Isu OBOR ini turut mendapat perhatian dari Amerika Serikat. Council on Foreign Relations (CFR) menulis pada 2021 lalu bahwa OBOR memberikan tantangan kepada AS di berbagai lini, mulai dari ekonomi, politik, lingkungan, hingga keamanan
Amerika Serikat kini juga punya strategi sendiri, yakni "Indo-Pacific Strategy of the United States". Dokumen itu meliputi berbagai macam isu kerja sama dengan kawasan Indo-Pasifik, termasuk soal ekonomi, teknologi, dan keamanan.
Pada dokumen Indo-Pasifik yang Gedung Putih rilis pada 2022, nama Indonesia turut disebut sebagai "leading regional partners".
Mengingat posisi Indonesia yang penting di antara AS dan China, akan sangat aneh jika isu OBOR dan Indo-Pacific Strategy dilewatkan di debat para capres.
5. BRICS
Selain China, AS, dan ASEAN, para capres juga perlu membahas isu BRICS yang tampil sebagai "kompetitor" dari negara-negara Barat. Indonesia sebetulnya juga dipertimbangkan menjadi anggota BRICS, meski saat ini belum bergabung.
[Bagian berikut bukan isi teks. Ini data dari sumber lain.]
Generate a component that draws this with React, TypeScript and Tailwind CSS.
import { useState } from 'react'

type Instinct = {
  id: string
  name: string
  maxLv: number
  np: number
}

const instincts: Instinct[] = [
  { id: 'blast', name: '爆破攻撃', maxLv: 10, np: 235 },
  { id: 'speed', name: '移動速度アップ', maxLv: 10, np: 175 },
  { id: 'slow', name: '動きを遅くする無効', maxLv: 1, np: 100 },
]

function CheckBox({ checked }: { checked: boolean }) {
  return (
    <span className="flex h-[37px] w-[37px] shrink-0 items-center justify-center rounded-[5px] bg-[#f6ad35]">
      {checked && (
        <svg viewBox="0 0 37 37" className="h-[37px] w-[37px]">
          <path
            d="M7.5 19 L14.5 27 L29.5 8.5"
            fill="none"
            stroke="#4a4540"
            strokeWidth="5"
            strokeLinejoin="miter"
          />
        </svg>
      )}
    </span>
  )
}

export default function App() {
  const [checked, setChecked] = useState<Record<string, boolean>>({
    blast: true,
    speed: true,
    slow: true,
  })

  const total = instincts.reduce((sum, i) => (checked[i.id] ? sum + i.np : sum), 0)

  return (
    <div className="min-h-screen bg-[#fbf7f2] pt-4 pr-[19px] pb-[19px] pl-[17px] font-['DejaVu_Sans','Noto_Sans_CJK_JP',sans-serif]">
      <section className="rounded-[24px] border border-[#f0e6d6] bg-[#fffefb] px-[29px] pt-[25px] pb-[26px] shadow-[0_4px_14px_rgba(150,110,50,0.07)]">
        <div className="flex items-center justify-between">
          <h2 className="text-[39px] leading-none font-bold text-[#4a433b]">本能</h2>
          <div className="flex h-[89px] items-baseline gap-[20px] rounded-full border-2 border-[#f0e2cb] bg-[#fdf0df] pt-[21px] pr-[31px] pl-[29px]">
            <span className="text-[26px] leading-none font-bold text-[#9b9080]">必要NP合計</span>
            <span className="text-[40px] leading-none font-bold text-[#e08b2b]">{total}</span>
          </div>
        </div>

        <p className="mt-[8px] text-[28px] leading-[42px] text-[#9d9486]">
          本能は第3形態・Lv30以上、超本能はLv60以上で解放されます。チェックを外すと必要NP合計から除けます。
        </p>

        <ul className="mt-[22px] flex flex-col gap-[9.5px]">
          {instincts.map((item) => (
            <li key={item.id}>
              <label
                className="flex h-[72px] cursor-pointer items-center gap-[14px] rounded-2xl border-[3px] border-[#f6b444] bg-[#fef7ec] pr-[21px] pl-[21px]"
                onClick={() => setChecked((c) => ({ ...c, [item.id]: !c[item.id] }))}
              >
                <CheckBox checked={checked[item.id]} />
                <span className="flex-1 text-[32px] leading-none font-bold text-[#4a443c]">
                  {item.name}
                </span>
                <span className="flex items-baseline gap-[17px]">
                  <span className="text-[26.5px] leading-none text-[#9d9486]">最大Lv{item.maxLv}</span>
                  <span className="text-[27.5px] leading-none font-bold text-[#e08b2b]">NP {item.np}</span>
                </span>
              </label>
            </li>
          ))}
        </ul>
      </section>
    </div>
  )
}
Sejauh ini, baru capres Prabowo Subianto yang membahas BRICS dan bahwaia siap mempertimbangkan Indonesia masuk BRICS jika ia terpilih menjadi presiden.
BRICS mungkin diidentikan dengan Rusia, akan tetapi harus diingat bahwa negara yang paling kuat di organisasi itu adalah China dan kemudian India. Ekonomi Rusia masih jauh di bawah dua negara tersebut.
Baru-baru ini, BRICS telah menyambut dua anggota baru, yakni Uni Emirat Arab, Mesir, dan Arab Saudi.
Menarik apabila Anies Baswedan, Prabowo Subianto, dan Ganjar Pranowo dapat membahas pro-kontra keanggotaan BRICS pada debat hari Minggu nanti.